EXERCISE INSTRUCTIONS
Copy all lines below containing "this".

======== RECORDS SHOWN ========

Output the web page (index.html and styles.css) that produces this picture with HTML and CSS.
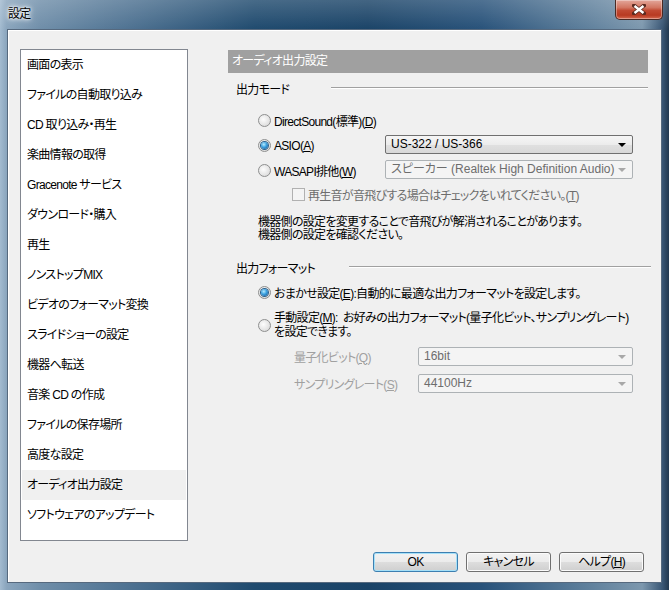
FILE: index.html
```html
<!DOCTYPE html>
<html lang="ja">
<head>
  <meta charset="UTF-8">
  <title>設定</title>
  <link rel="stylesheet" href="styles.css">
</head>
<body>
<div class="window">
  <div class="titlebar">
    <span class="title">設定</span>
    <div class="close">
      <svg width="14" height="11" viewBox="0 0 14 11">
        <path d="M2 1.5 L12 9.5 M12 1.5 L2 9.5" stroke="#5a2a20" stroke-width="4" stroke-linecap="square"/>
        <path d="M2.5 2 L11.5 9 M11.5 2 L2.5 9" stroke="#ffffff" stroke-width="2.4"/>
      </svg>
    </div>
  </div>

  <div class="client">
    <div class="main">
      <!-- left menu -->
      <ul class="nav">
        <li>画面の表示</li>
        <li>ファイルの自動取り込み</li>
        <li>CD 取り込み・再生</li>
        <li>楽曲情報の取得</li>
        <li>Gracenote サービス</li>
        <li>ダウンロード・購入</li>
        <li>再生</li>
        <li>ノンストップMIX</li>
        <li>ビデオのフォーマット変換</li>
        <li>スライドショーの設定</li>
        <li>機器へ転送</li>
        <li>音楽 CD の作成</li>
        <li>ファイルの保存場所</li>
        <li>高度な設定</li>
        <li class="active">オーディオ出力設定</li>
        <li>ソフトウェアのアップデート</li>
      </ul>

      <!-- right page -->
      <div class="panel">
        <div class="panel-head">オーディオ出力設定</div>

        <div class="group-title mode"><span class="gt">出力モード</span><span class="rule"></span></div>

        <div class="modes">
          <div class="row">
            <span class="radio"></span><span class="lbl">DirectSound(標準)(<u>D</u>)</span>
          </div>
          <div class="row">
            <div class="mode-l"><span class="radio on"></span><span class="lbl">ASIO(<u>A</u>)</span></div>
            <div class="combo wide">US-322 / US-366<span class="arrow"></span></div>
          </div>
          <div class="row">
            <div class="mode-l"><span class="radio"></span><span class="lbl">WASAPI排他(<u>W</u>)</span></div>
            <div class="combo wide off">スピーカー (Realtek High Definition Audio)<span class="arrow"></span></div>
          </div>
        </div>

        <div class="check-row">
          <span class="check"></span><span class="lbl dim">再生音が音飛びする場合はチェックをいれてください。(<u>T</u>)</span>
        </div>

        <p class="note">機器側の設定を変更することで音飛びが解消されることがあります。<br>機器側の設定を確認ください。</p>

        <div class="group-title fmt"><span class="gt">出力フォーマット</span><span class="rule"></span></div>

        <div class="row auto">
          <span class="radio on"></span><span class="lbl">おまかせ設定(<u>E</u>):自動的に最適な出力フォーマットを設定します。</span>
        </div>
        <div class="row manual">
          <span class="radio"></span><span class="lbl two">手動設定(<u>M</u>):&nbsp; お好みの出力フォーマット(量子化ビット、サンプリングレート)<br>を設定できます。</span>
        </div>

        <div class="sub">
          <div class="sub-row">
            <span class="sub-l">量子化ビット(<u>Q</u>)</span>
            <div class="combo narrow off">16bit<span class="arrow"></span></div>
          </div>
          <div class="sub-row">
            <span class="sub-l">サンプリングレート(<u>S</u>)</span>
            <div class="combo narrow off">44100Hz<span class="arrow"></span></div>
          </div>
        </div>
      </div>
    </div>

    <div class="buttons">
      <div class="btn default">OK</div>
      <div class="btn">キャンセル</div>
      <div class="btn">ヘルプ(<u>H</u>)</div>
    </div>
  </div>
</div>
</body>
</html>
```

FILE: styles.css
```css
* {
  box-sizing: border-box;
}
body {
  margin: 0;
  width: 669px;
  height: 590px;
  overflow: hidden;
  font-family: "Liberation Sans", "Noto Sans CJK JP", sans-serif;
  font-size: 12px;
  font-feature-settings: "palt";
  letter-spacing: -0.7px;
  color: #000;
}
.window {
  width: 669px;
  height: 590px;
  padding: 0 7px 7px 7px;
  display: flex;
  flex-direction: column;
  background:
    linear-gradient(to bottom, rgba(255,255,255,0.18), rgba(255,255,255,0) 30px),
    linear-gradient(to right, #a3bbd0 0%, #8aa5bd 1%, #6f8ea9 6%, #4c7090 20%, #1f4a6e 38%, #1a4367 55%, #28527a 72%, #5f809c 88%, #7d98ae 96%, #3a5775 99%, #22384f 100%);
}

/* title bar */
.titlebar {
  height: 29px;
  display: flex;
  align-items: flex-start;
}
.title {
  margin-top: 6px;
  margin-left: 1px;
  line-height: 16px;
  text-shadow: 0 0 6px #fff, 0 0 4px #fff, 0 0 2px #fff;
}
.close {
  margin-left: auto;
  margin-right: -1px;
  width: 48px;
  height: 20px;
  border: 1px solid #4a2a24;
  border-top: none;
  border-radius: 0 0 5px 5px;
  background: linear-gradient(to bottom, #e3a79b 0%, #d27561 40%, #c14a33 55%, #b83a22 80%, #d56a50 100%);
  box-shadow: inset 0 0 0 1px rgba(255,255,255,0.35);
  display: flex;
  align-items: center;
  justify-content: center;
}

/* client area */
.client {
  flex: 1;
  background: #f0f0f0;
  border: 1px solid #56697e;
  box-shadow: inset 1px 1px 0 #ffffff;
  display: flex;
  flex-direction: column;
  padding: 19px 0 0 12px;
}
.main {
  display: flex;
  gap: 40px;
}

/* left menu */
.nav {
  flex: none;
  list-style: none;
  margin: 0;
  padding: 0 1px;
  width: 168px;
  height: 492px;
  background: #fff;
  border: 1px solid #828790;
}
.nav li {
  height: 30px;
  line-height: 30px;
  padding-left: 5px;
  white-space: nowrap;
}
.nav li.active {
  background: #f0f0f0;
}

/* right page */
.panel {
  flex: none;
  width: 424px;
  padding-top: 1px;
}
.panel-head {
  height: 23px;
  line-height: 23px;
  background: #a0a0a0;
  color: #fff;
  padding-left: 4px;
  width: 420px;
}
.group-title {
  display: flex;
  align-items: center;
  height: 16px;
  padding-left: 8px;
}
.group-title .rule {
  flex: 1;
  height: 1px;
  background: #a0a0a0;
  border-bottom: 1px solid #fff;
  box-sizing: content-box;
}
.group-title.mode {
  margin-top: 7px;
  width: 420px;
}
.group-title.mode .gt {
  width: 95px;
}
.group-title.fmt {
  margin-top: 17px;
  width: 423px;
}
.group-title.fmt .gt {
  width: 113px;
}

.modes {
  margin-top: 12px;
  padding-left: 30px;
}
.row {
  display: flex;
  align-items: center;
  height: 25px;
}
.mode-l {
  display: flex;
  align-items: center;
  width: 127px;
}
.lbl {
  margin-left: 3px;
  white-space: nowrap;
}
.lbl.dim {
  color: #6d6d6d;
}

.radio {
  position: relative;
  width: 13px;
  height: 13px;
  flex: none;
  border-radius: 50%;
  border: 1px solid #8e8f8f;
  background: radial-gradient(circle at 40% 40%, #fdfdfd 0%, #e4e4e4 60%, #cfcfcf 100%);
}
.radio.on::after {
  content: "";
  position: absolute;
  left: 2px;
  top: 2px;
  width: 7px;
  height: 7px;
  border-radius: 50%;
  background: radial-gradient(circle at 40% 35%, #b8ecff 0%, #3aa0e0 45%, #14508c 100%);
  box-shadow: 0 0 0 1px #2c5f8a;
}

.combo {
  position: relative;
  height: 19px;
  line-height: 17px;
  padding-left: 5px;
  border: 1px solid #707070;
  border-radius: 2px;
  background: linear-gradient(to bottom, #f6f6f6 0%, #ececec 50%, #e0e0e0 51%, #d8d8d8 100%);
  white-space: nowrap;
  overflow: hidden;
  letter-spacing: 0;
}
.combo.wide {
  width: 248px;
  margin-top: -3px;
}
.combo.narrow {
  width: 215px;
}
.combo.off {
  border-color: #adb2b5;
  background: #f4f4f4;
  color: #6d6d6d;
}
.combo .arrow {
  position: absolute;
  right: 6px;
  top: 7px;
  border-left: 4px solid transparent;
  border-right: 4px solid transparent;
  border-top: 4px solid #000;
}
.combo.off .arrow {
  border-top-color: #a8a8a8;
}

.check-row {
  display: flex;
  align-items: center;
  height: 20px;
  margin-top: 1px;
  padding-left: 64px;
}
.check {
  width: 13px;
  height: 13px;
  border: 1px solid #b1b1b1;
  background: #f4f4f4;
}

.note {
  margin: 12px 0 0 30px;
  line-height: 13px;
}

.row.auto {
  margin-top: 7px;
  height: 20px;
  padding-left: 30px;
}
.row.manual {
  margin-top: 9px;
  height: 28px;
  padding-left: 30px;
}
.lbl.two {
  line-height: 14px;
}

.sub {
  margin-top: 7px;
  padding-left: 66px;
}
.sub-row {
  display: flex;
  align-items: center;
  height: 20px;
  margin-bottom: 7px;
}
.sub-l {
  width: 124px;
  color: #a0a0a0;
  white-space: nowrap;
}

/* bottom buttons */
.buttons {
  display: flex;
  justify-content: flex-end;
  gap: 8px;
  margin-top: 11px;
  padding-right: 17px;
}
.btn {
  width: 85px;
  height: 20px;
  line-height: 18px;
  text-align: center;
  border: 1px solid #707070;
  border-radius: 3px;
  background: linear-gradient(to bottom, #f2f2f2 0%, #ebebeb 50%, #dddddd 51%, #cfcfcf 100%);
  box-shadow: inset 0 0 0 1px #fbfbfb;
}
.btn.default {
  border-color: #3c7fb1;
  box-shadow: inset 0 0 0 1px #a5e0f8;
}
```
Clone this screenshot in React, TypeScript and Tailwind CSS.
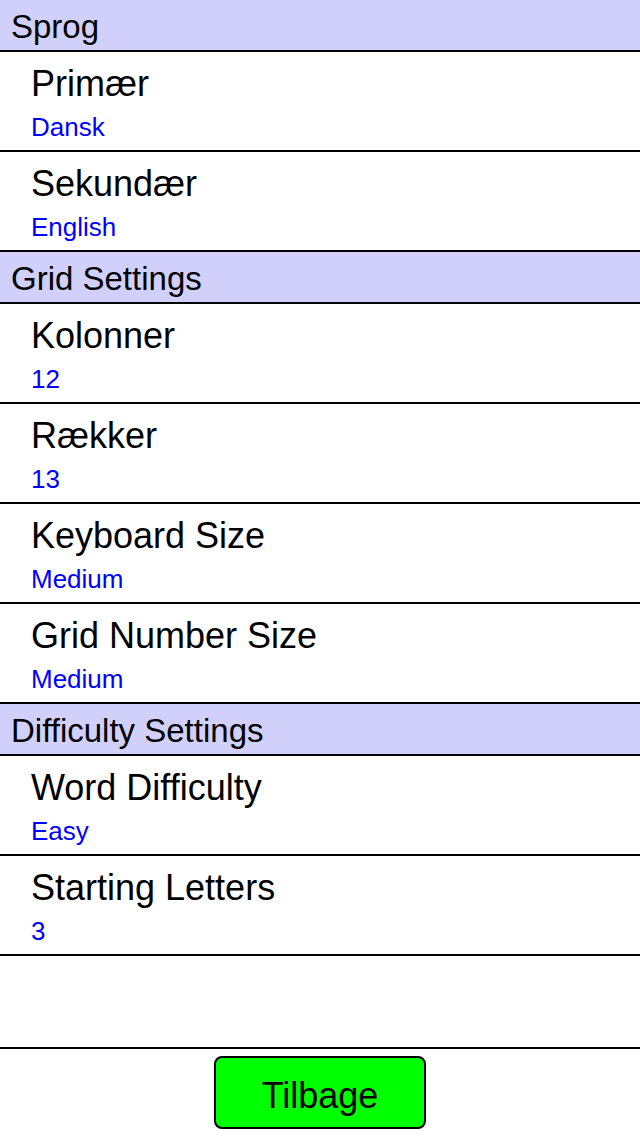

========

FINAL ANSWER
Output the web page (index.html and styles.css) that produces this picture with HTML and CSS.
Clone this screenshot in React, TypeScript and Tailwind CSS.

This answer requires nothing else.